> _STATED EXERCISE_: From the listing below, pull out all lines with "React" in them.

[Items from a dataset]

╭──

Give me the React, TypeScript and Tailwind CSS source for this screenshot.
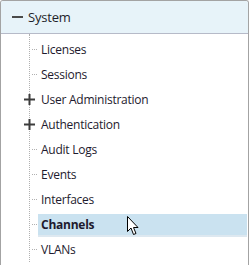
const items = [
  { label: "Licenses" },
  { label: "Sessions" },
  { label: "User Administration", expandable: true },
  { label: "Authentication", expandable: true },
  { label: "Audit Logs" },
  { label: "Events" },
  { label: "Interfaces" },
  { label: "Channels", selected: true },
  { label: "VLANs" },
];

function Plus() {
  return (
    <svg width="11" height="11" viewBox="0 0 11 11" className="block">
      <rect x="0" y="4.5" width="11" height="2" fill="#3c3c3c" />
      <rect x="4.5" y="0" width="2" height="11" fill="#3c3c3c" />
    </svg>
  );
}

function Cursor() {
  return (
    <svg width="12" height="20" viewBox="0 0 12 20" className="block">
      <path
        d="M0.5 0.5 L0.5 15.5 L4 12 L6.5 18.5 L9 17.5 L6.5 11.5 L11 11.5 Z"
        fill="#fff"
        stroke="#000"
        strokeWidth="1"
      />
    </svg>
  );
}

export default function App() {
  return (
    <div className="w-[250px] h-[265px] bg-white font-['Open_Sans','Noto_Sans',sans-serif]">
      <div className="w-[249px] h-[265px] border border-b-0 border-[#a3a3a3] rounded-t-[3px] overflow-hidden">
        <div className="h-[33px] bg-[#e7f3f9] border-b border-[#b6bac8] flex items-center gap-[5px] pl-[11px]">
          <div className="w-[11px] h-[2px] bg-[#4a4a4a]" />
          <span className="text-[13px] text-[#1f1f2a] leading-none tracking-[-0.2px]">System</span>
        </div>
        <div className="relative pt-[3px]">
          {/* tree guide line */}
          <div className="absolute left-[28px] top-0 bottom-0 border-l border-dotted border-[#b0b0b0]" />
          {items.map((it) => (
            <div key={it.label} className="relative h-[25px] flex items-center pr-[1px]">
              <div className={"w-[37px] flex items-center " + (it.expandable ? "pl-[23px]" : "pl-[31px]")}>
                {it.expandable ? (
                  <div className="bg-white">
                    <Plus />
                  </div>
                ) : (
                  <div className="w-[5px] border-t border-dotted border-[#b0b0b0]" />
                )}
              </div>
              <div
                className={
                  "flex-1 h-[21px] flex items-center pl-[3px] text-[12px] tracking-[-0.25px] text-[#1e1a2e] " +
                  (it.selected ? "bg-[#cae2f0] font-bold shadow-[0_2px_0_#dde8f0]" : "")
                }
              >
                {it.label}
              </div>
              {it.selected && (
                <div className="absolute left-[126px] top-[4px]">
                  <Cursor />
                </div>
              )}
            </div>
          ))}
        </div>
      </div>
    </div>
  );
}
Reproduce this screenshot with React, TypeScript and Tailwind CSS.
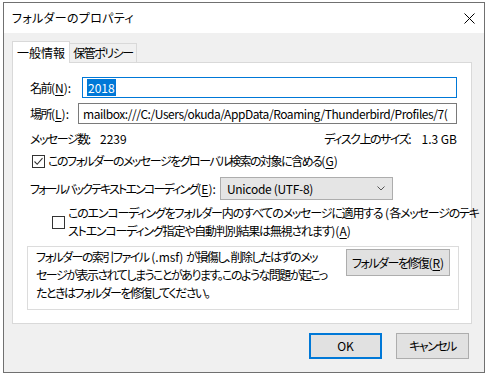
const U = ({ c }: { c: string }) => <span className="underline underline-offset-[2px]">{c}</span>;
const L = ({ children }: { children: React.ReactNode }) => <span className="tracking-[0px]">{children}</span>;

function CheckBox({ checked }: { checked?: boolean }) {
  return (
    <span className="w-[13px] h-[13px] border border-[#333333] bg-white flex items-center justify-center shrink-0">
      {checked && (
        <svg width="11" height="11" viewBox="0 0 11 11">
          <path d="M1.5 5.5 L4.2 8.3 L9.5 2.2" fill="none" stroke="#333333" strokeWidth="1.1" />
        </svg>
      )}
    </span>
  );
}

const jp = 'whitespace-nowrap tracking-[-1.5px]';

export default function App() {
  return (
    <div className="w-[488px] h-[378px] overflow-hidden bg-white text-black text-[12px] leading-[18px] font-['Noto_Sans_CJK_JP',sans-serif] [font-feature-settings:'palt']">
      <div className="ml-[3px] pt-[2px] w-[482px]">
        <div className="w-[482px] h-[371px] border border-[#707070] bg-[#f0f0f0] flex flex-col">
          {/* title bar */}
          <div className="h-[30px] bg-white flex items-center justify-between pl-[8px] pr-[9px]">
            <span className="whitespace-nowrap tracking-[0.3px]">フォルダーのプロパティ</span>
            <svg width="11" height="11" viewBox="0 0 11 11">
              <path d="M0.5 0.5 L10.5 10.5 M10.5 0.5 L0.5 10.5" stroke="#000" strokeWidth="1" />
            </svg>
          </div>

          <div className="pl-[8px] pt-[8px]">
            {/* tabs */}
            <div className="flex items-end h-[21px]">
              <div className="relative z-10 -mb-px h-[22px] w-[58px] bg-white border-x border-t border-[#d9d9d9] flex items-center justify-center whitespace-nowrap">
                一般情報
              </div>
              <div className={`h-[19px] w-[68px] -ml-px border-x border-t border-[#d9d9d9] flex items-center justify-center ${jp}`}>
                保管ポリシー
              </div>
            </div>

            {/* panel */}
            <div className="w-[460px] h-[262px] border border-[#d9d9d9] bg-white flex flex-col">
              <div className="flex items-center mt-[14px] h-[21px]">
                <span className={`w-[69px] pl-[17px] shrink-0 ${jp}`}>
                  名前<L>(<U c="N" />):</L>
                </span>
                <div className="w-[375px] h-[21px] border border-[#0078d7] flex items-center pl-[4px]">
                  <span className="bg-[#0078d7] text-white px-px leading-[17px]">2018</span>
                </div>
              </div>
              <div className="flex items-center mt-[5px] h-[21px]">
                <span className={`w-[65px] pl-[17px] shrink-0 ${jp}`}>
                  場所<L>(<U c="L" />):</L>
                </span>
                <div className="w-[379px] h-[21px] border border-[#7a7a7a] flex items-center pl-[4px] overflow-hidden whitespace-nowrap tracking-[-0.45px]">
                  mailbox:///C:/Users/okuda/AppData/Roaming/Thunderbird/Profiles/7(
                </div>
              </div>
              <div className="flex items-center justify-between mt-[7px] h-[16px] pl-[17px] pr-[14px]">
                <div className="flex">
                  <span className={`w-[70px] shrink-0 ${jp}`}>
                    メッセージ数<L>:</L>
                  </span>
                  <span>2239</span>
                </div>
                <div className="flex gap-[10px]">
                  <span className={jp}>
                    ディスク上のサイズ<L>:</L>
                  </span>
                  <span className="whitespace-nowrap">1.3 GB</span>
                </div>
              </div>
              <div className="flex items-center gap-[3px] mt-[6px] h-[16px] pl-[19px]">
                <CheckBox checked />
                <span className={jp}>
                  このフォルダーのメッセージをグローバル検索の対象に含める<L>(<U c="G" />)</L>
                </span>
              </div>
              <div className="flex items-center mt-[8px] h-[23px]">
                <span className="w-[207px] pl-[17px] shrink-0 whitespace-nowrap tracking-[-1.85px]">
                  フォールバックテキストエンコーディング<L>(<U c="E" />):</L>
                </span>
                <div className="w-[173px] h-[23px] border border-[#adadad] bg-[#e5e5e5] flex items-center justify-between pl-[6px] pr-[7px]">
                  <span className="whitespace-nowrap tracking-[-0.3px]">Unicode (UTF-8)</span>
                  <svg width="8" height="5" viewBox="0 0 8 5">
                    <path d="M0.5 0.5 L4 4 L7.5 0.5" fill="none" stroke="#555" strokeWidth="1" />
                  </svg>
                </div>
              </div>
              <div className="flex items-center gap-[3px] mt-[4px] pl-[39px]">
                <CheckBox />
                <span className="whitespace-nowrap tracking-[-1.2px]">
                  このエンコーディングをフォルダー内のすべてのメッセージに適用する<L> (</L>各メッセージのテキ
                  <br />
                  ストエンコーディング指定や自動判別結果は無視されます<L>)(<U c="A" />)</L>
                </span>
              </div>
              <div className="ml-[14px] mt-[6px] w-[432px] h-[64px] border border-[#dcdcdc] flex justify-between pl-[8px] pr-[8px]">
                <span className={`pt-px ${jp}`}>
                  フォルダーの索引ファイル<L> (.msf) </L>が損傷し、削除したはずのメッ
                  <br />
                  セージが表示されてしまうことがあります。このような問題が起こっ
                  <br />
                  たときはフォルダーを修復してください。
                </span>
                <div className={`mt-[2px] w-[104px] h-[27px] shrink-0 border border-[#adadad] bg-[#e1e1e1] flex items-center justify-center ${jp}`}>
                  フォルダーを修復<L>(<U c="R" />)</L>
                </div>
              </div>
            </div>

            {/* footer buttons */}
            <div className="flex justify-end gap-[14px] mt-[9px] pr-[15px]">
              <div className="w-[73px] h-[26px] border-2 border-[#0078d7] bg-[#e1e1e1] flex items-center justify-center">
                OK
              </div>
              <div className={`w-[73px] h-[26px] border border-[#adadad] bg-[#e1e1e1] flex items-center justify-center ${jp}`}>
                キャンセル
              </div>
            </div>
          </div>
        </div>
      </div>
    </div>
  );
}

╰──

> _WRITTEN RESPONSE_:
Give me the React, TypeScript and Tailwind CSS source for this screenshot.
Reproduce this screenshot with React, TypeScript and Tailwind CSS.
const L = ({ children }: { children: React.ReactNode }) => <span className="tracking-[0px]">{children}</span>;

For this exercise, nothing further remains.